By Elliot King
And it means more sources of data–sensors, social media, the Web and so on. And it means more potential for data to have a big impact on an organization economically or otherwise. At times, it seems like figuring out how to capitalize on social media data is the new holy grail of business intelligence.
But big data also means big challenges for data quality. While a lot of the issues are pretty clear, many of the answers aren’t. For starters, in many cases, big data defies the traditional definition of data quality. Typically, data quality is determined by its intended use. Is the data good enough to allow the associated business process to function efficiently and as expected?
But in many cases, people are still trying to understand – what is the best way to gain value from big data.
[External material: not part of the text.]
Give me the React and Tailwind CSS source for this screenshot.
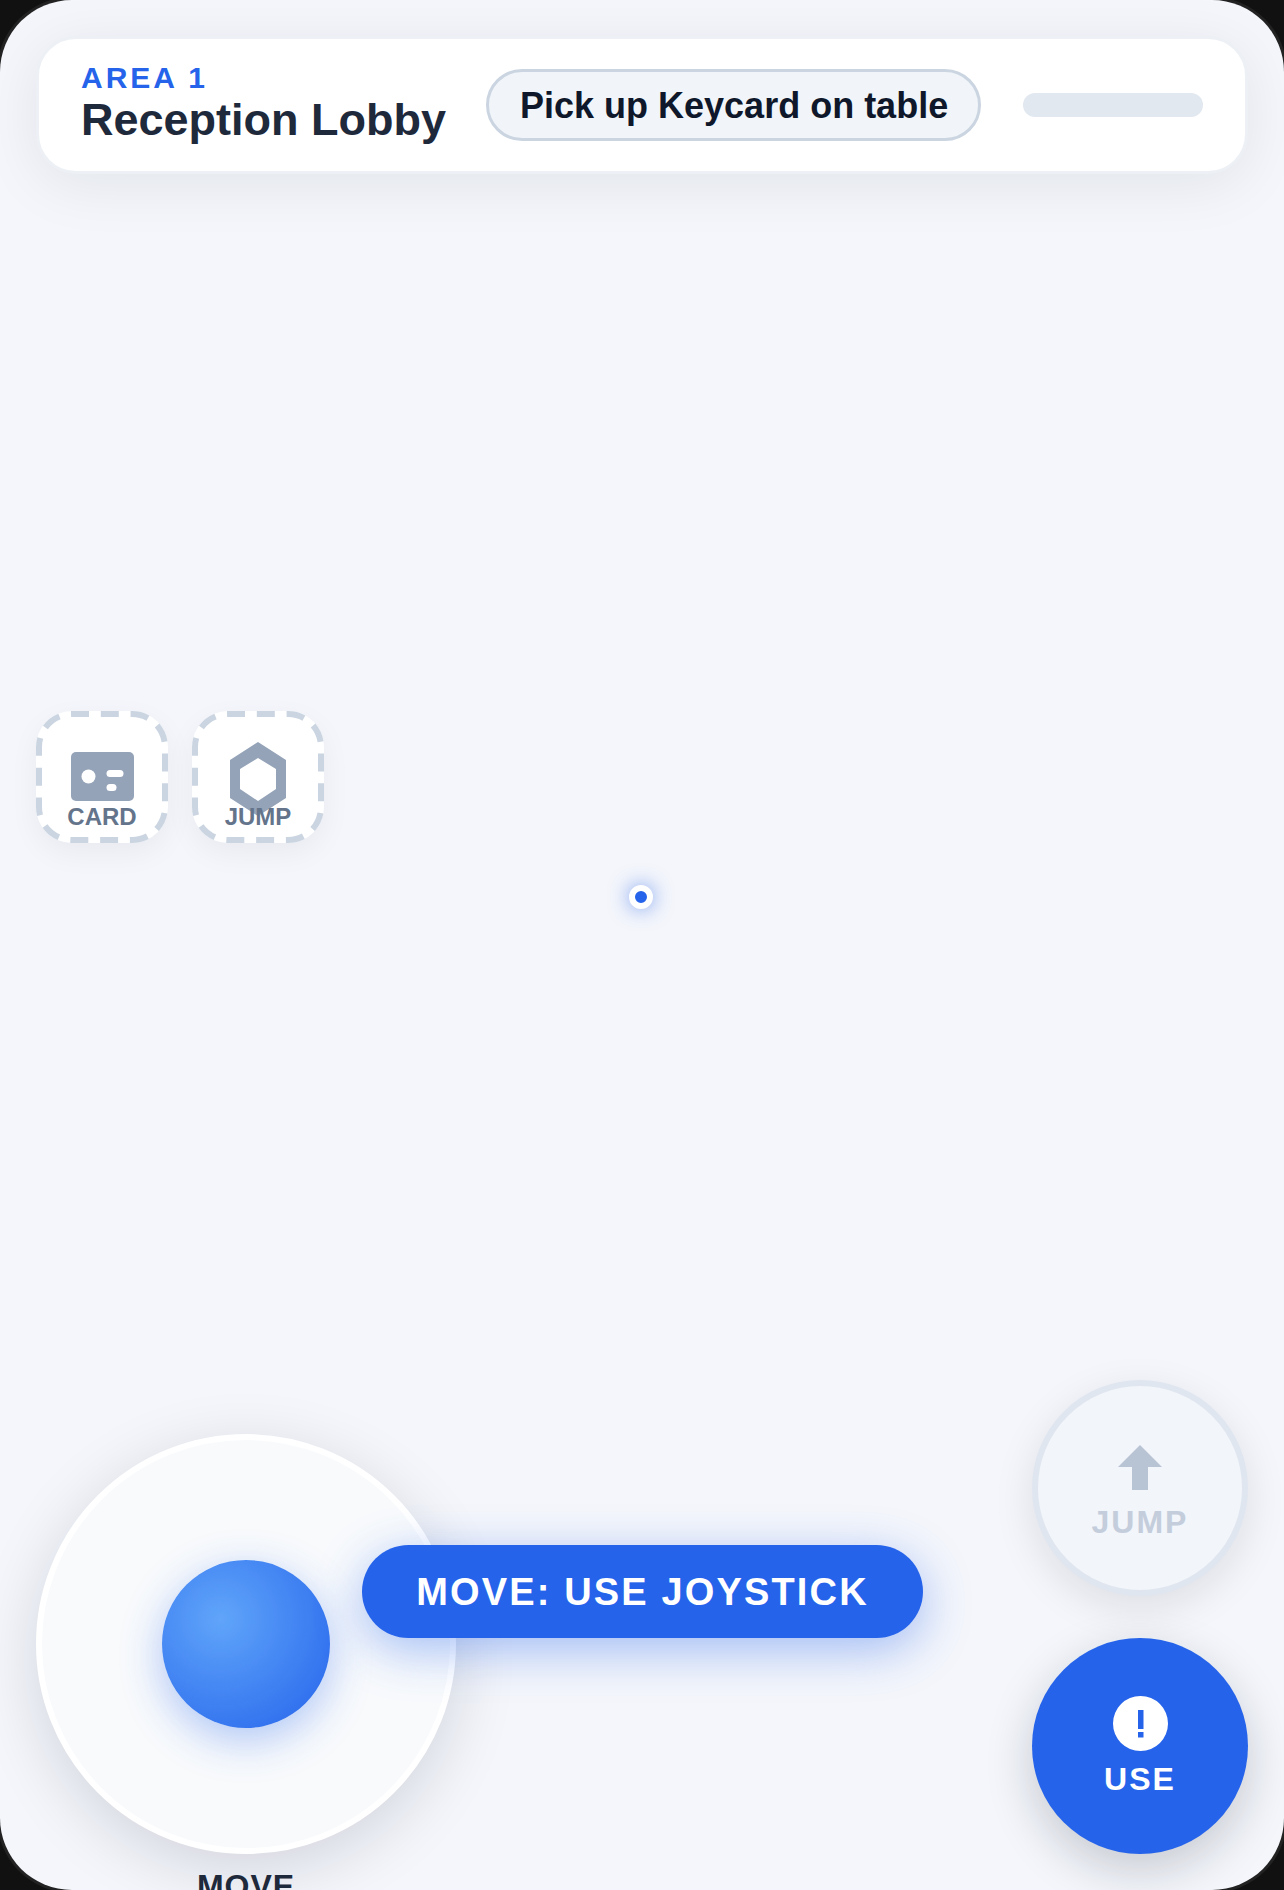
const sans = "font-['Liberation_Sans',Arial,sans-serif]";

function HudHeader() {
  return (
    <header className="flex h-[138px] items-center rounded-[40px] border-[3px] border-[#edf0f5] bg-white px-[42px] shadow-[0_10px_60px_rgba(15,23,42,0.08)]">
      <div className="flex flex-col">
        <span className="text-[30px] leading-[30px] font-bold tracking-[3px] text-[#2563eb]">AREA 1</span>
        <span className="text-[45px] leading-[54px] font-bold text-[#1e293b]">Reception Lobby</span>
      </div>
      <div className="ml-10 flex h-[72px] items-center rounded-full border-[3px] border-[#cbd5e1] bg-[#f1f5f9] pt-[2px] pr-[30px] pl-[31px] text-[36px] font-bold text-[#0f172a]">
        Pick up Keycard on table
      </div>
      <div className="ml-auto h-[24px] w-[180px] rounded-[12px] bg-[#e2e8f0]" />
    </header>
  );
}

function InventorySlot({ label, icon }) {
  return (
    <div className="relative flex h-[132px] w-[132px] flex-col items-center justify-end rounded-[36px] bg-white pb-[14px] shadow-[0_10px_30px_rgba(15,23,42,0.05)]">
      {/* dashed outline, drawn because the dash length differs from a css dashed border */}
      <svg width="132" height="132" className="absolute inset-0">
        <rect
          x="3"
          y="3"
          width="126"
          height="126"
          rx="33"
          fill="none"
          stroke="#cbd5e1"
          strokeWidth="6"
          strokeDasharray="18 11.8"
          strokeDashoffset="1"
        />
      </svg>
      {icon}
      <span className="relative text-[24px] leading-[24px] font-bold text-[#64748b]">{label}</span>
    </div>
  );
}

function CardIcon() {
  return (
    <svg width="63" height="49" viewBox="0 0 63 49" className="relative mb-1">
      <rect width="63" height="49" rx="5" fill="#94a3b8" />
      <circle cx="17.5" cy="24.5" r="7" fill="#fff" />
      <rect x="35.5" y="18" width="17" height="7" rx="3.5" fill="#fff" />
      <rect x="35.5" y="32" width="10" height="7" rx="3.5" fill="#fff" />
    </svg>
  );
}

function HexIcon() {
  return (
    <svg width="56" height="74" viewBox="0 0 56 74" className="relative mb-[-11px]">
      <path
        fillRule="evenodd"
        fill="#94a3b8"
        d="M28 0 56 18V56L28 74 0 56V18ZM28 16 10 27V47L28 59 46 47V27Z"
      />
    </svg>
  );
}

function Joystick() {
  return (
    <div className="mb-[-54px] flex flex-col items-center">
      <div className="flex h-[420px] w-[420px] items-center justify-center rounded-full border-[6px] border-white bg-[#f8fafc] shadow-[0_16px_64px_rgba(15,23,42,0.14)]">
        <div className="h-[168px] w-[168px] rounded-full bg-[radial-gradient(circle_at_35%_35%,#60a5fa,#2563eb)] shadow-[0_12px_40px_rgba(37,99,235,0.35)]" />
      </div>
      <span className="mt-[10px] text-[32px] leading-[44px] font-bold tracking-[1px] text-[#1e293b]">MOVE</span>
    </div>
  );
}

function ActionButtons() {
  return (
    <div className="flex flex-col gap-[42px]">
      <div className="flex h-[216px] w-[216px] flex-col items-center justify-center rounded-full border-[6px] border-[#e0e6ef] bg-[#f2f5fa] pt-[4px] shadow-[0_12px_40px_rgba(15,23,42,0.1)]">
        <svg width="44" height="45" viewBox="0 0 44 45" className="mt-1">
          <path d="M22 0 44 22H30V45H14V22H0Z" fill="#b8c4d4" />
        </svg>
        <span className="mt-[14px] text-[32px] leading-[36px] font-bold tracking-[2px] text-[#c4cddb]">JUMP</span>
      </div>
      <div className="flex h-[216px] w-[216px] flex-col items-center justify-center rounded-full bg-[#2563eb] pt-[1px] shadow-[0_16px_48px_rgba(15,23,42,0.2)]">
        <svg width="55" height="55" viewBox="0 0 55 55">
          <circle cx="27.5" cy="27.5" r="27.5" fill="#fff" />
          <rect x="25" y="14" width="5.5" height="19" fill="#2563eb" />
          <rect x="25" y="36" width="5.5" height="5.5" fill="#2563eb" />
        </svg>
        <span className="mt-[10px] text-[32px] leading-[36px] font-bold tracking-[2px] text-white">USE</span>
      </div>
    </div>
  );
}

export default function App() {
  return (
    <div className={`h-[1890px] w-[1284px] overflow-hidden bg-[#111111] ${sans}`}>
      <div className="relative flex h-full flex-col overflow-hidden rounded-[72px] bg-[#f4f6fb] p-9 shadow-[0_0_0_3px_#222222]">
        <HudHeader />

        <div className="mt-[537px] flex gap-6">
          <InventorySlot label="CARD" icon={<CardIcon />} />
          <InventorySlot label="JUMP" icon={<HexIcon />} />
        </div>

        <div className="mt-auto flex items-end justify-between">
          <Joystick />
          <ActionButtons />
        </div>

        {/* crosshair */}
        <div className="absolute top-[885px] left-[629px] h-6 w-6 rounded-full border-[6px] border-white bg-[#2563eb] shadow-[0_0_20px_rgba(37,99,235,0.6)]" />

        {/* tutorial prompt */}
        <div className="absolute top-[1545px] left-[362px] flex h-[93px] w-[561px] items-center justify-center rounded-full bg-[#2563eb] pt-[2px] text-[38px] font-bold tracking-[2.15px] text-white shadow-[0_12px_48px_rgba(37,99,235,0.4)]">
          MOVE: USE JOYSTICK
        </div>
      </div>
    </div>
  );
}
Moreover, the first use of a big data repository will probably not be the last use.
And the first team that uses the data in an enterprise may not be the last. So the definition of data quality for big data has to take into account its suitability for reuse as well as the purposes initially intended. Also, the understanding that people with different problems to solve may want access to the data and this realization should be factored in.
And it doesn’t get any easier from there. For semi-structured and unstructured data, data quality attributes and artifacts may be tricky to create. Those data quality attributes have to be incorporated into the metadata about the object. But did I mention that although metadata for the data container may exist, metadata about the content for some big data types might not. Are you starting to feel like you are pulling on a piece of yarn and the ball just keeps unraveling with no end in sight?
Big data requires people to rethink data quality issues. The old rules still apply but they have to be applied differently.